* _Aim of the exercise_: Extract each line of the data below exactly as written.

* _Dataset excerpt_:
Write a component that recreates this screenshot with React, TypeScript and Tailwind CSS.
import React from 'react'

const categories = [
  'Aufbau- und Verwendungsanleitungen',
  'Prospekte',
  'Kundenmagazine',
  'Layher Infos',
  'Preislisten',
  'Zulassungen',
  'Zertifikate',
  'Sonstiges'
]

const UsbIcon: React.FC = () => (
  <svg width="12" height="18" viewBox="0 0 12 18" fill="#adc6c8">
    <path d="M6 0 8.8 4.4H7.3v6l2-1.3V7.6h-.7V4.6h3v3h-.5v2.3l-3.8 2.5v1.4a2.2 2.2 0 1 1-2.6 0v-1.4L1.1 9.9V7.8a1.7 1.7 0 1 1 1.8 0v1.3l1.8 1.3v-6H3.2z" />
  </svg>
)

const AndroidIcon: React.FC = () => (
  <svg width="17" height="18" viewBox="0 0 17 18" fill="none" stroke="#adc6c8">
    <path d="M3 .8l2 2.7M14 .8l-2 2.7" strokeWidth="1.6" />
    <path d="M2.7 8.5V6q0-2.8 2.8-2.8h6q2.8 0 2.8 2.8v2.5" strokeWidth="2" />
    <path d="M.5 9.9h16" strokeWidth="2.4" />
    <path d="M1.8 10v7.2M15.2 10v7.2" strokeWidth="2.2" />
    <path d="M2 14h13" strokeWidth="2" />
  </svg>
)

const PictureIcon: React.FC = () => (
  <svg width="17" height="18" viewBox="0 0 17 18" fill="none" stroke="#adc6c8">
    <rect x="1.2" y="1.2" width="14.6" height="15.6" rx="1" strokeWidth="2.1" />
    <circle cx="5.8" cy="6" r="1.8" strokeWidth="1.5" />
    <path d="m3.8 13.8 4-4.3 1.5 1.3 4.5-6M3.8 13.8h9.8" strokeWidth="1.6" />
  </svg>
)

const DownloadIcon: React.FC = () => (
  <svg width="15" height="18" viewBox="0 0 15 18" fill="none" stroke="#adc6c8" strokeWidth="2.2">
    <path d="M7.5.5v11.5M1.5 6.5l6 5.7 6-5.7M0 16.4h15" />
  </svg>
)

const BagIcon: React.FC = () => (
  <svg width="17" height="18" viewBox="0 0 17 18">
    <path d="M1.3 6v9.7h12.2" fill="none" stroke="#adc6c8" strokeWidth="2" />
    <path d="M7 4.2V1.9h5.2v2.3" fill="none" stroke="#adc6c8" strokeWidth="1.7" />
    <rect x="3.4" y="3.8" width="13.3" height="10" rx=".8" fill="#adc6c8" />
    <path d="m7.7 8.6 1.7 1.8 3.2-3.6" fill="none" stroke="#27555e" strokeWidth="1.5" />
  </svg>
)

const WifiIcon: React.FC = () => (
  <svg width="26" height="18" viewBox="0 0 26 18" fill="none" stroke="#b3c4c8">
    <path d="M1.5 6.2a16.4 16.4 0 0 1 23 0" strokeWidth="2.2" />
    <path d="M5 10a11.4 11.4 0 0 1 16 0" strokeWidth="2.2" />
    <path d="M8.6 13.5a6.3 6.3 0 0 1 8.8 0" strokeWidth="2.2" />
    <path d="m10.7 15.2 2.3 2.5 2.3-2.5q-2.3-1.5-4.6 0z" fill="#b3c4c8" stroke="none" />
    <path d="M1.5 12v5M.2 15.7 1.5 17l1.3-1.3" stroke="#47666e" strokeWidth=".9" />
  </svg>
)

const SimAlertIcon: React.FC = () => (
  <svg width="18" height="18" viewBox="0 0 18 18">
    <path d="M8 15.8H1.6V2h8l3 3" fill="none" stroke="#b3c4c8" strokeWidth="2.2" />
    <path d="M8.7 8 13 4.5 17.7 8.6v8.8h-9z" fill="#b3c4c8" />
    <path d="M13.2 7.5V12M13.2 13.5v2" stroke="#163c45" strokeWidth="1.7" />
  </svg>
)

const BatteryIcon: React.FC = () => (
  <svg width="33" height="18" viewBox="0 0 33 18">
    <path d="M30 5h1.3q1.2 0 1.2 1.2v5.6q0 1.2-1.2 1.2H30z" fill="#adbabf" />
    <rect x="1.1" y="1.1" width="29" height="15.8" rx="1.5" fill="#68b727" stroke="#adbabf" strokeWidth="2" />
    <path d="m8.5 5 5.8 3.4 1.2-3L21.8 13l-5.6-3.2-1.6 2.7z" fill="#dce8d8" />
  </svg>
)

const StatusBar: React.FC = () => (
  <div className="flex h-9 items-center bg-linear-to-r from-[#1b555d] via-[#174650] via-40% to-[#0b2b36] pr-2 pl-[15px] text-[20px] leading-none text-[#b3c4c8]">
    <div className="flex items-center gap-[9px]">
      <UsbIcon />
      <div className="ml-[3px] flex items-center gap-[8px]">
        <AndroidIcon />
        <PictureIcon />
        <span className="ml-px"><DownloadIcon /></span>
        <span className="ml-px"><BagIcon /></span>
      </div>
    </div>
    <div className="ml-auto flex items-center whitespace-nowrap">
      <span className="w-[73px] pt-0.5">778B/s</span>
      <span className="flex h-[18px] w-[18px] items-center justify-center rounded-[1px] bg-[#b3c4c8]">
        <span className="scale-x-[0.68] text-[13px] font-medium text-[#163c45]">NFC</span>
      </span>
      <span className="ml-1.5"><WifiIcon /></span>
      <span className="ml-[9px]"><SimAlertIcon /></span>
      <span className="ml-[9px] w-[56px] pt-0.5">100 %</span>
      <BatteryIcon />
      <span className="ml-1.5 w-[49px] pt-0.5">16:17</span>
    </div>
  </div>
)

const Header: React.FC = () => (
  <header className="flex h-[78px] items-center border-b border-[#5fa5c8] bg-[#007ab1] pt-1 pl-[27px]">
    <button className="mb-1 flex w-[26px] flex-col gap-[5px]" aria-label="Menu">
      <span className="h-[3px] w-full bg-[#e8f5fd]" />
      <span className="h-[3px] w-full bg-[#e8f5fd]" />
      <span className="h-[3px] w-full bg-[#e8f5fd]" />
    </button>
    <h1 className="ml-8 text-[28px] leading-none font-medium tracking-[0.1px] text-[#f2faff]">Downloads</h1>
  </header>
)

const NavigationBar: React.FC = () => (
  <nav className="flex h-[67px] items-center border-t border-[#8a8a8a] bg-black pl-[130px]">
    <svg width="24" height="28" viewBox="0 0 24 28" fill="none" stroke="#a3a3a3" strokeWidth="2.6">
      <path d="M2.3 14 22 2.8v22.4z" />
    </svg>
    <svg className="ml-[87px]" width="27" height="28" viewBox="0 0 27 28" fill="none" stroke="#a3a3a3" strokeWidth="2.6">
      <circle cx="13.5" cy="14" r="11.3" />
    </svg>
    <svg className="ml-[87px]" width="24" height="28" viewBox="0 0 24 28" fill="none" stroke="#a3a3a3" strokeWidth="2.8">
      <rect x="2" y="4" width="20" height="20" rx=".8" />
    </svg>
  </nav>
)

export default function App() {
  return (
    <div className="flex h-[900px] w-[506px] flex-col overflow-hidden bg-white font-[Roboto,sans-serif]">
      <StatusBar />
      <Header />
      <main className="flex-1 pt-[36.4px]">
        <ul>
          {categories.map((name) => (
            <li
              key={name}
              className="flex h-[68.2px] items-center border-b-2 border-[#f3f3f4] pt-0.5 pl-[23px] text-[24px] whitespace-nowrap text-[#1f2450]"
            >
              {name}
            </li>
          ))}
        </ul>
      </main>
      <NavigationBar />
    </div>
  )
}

* _Output of the exercise_:
Write a component that recreates this screenshot with React, TypeScript and Tailwind CSS.
import React from 'react'

const categories = [
  'Aufbau- und Verwendungsanleitungen',
  'Prospekte',
  'Kundenmagazine',
  'Layher Infos',
  'Preislisten',
  'Zulassungen',
  'Zertifikate',
  'Sonstiges'
]

const UsbIcon: React.FC = () => (
  <svg width="12" height="18" viewBox="0 0 12 18" fill="#adc6c8">
    <path d="M6 0 8.8 4.4H7.3v6l2-1.3V7.6h-.7V4.6h3v3h-.5v2.3l-3.8 2.5v1.4a2.2 2.2 0 1 1-2.6 0v-1.4L1.1 9.9V7.8a1.7 1.7 0 1 1 1.8 0v1.3l1.8 1.3v-6H3.2z" />
  </svg>
)

const AndroidIcon: React.FC = () => (
  <svg width="17" height="18" viewBox="0 0 17 18" fill="none" stroke="#adc6c8">
    <path d="M3 .8l2 2.7M14 .8l-2 2.7" strokeWidth="1.6" />
    <path d="M2.7 8.5V6q0-2.8 2.8-2.8h6q2.8 0 2.8 2.8v2.5" strokeWidth="2" />
    <path d="M.5 9.9h16" strokeWidth="2.4" />
    <path d="M1.8 10v7.2M15.2 10v7.2" strokeWidth="2.2" />
    <path d="M2 14h13" strokeWidth="2" />
  </svg>
)

const PictureIcon: React.FC = () => (
  <svg width="17" height="18" viewBox="0 0 17 18" fill="none" stroke="#adc6c8">
    <rect x="1.2" y="1.2" width="14.6" height="15.6" rx="1" strokeWidth="2.1" />
    <circle cx="5.8" cy="6" r="1.8" strokeWidth="1.5" />
    <path d="m3.8 13.8 4-4.3 1.5 1.3 4.5-6M3.8 13.8h9.8" strokeWidth="1.6" />
  </svg>
)

const DownloadIcon: React.FC = () => (
  <svg width="15" height="18" viewBox="0 0 15 18" fill="none" stroke="#adc6c8" strokeWidth="2.2">
    <path d="M7.5.5v11.5M1.5 6.5l6 5.7 6-5.7M0 16.4h15" />
  </svg>
)

const BagIcon: React.FC = () => (
  <svg width="17" height="18" viewBox="0 0 17 18">
    <path d="M1.3 6v9.7h12.2" fill="none" stroke="#adc6c8" strokeWidth="2" />
    <path d="M7 4.2V1.9h5.2v2.3" fill="none" stroke="#adc6c8" strokeWidth="1.7" />
    <rect x="3.4" y="3.8" width="13.3" height="10" rx=".8" fill="#adc6c8" />
    <path d="m7.7 8.6 1.7 1.8 3.2-3.6" fill="none" stroke="#27555e" strokeWidth="1.5" />
  </svg>
)

const WifiIcon: React.FC = () => (
  <svg width="26" height="18" viewBox="0 0 26 18" fill="none" stroke="#b3c4c8">
    <path d="M1.5 6.2a16.4 16.4 0 0 1 23 0" strokeWidth="2.2" />
    <path d="M5 10a11.4 11.4 0 0 1 16 0" strokeWidth="2.2" />
    <path d="M8.6 13.5a6.3 6.3 0 0 1 8.8 0" strokeWidth="2.2" />
    <path d="m10.7 15.2 2.3 2.5 2.3-2.5q-2.3-1.5-4.6 0z" fill="#b3c4c8" stroke="none" />
    <path d="M1.5 12v5M.2 15.7 1.5 17l1.3-1.3" stroke="#47666e" strokeWidth=".9" />
  </svg>
)

const SimAlertIcon: React.FC = () => (
  <svg width="18" height="18" viewBox="0 0 18 18">
    <path d="M8 15.8H1.6V2h8l3 3" fill="none" stroke="#b3c4c8" strokeWidth="2.2" />
    <path d="M8.7 8 13 4.5 17.7 8.6v8.8h-9z" fill="#b3c4c8" />
    <path d="M13.2 7.5V12M13.2 13.5v2" stroke="#163c45" strokeWidth="1.7" />
  </svg>
)

const BatteryIcon: React.FC = () => (
  <svg width="33" height="18" viewBox="0 0 33 18">
    <path d="M30 5h1.3q1.2 0 1.2 1.2v5.6q0 1.2-1.2 1.2H30z" fill="#adbabf" />
    <rect x="1.1" y="1.1" width="29" height="15.8" rx="1.5" fill="#68b727" stroke="#adbabf" strokeWidth="2" />
    <path d="m8.5 5 5.8 3.4 1.2-3L21.8 13l-5.6-3.2-1.6 2.7z" fill="#dce8d8" />
  </svg>
)

const StatusBar: React.FC = () => (
  <div className="flex h-9 items-center bg-linear-to-r from-[#1b555d] via-[#174650] via-40% to-[#0b2b36] pr-2 pl-[15px] text-[20px] leading-none text-[#b3c4c8]">
    <div className="flex items-center gap-[9px]">
      <UsbIcon />
      <div className="ml-[3px] flex items-center gap-[8px]">
        <AndroidIcon />
        <PictureIcon />
        <span className="ml-px"><DownloadIcon /></span>
        <span className="ml-px"><BagIcon /></span>
      </div>
    </div>
    <div className="ml-auto flex items-center whitespace-nowrap">
      <span className="w-[73px] pt-0.5">778B/s</span>
      <span className="flex h-[18px] w-[18px] items-center justify-center rounded-[1px] bg-[#b3c4c8]">
        <span className="scale-x-[0.68] text-[13px] font-medium text-[#163c45]">NFC</span>
      </span>
      <span className="ml-1.5"><WifiIcon /></span>
      <span className="ml-[9px]"><SimAlertIcon /></span>
      <span className="ml-[9px] w-[56px] pt-0.5">100 %</span>
      <BatteryIcon />
      <span className="ml-1.5 w-[49px] pt-0.5">16:17</span>
    </div>
  </div>
)

const Header: React.FC = () => (
  <header className="flex h-[78px] items-center border-b border-[#5fa5c8] bg-[#007ab1] pt-1 pl-[27px]">
    <button className="mb-1 flex w-[26px] flex-col gap-[5px]" aria-label="Menu">
      <span className="h-[3px] w-full bg-[#e8f5fd]" />
      <span className="h-[3px] w-full bg-[#e8f5fd]" />
      <span className="h-[3px] w-full bg-[#e8f5fd]" />
    </button>
    <h1 className="ml-8 text-[28px] leading-none font-medium tracking-[0.1px] text-[#f2faff]">Downloads</h1>
  </header>
)

const NavigationBar: React.FC = () => (
  <nav className="flex h-[67px] items-center border-t border-[#8a8a8a] bg-black pl-[130px]">
    <svg width="24" height="28" viewBox="0 0 24 28" fill="none" stroke="#a3a3a3" strokeWidth="2.6">
      <path d="M2.3 14 22 2.8v22.4z" />
    </svg>
    <svg className="ml-[87px]" width="27" height="28" viewBox="0 0 27 28" fill="none" stroke="#a3a3a3" strokeWidth="2.6">
      <circle cx="13.5" cy="14" r="11.3" />
    </svg>
    <svg className="ml-[87px]" width="24" height="28" viewBox="0 0 24 28" fill="none" stroke="#a3a3a3" strokeWidth="2.8">
      <rect x="2" y="4" width="20" height="20" rx=".8" />
    </svg>
  </nav>
)

export default function App() {
  return (
    <div className="flex h-[900px] w-[506px] flex-col overflow-hidden bg-white font-[Roboto,sans-serif]">
      <StatusBar />
      <Header />
      <main className="flex-1 pt-[36.4px]">
        <ul>
          {categories.map((name) => (
            <li
              key={name}
              className="flex h-[68.2px] items-center border-b-2 border-[#f3f3f4] pt-0.5 pl-[23px] text-[24px] whitespace-nowrap text-[#1f2450]"
            >
              {name}
            </li>
          ))}
        </ul>
      </main>
      <NavigationBar />
    </div>
  )
}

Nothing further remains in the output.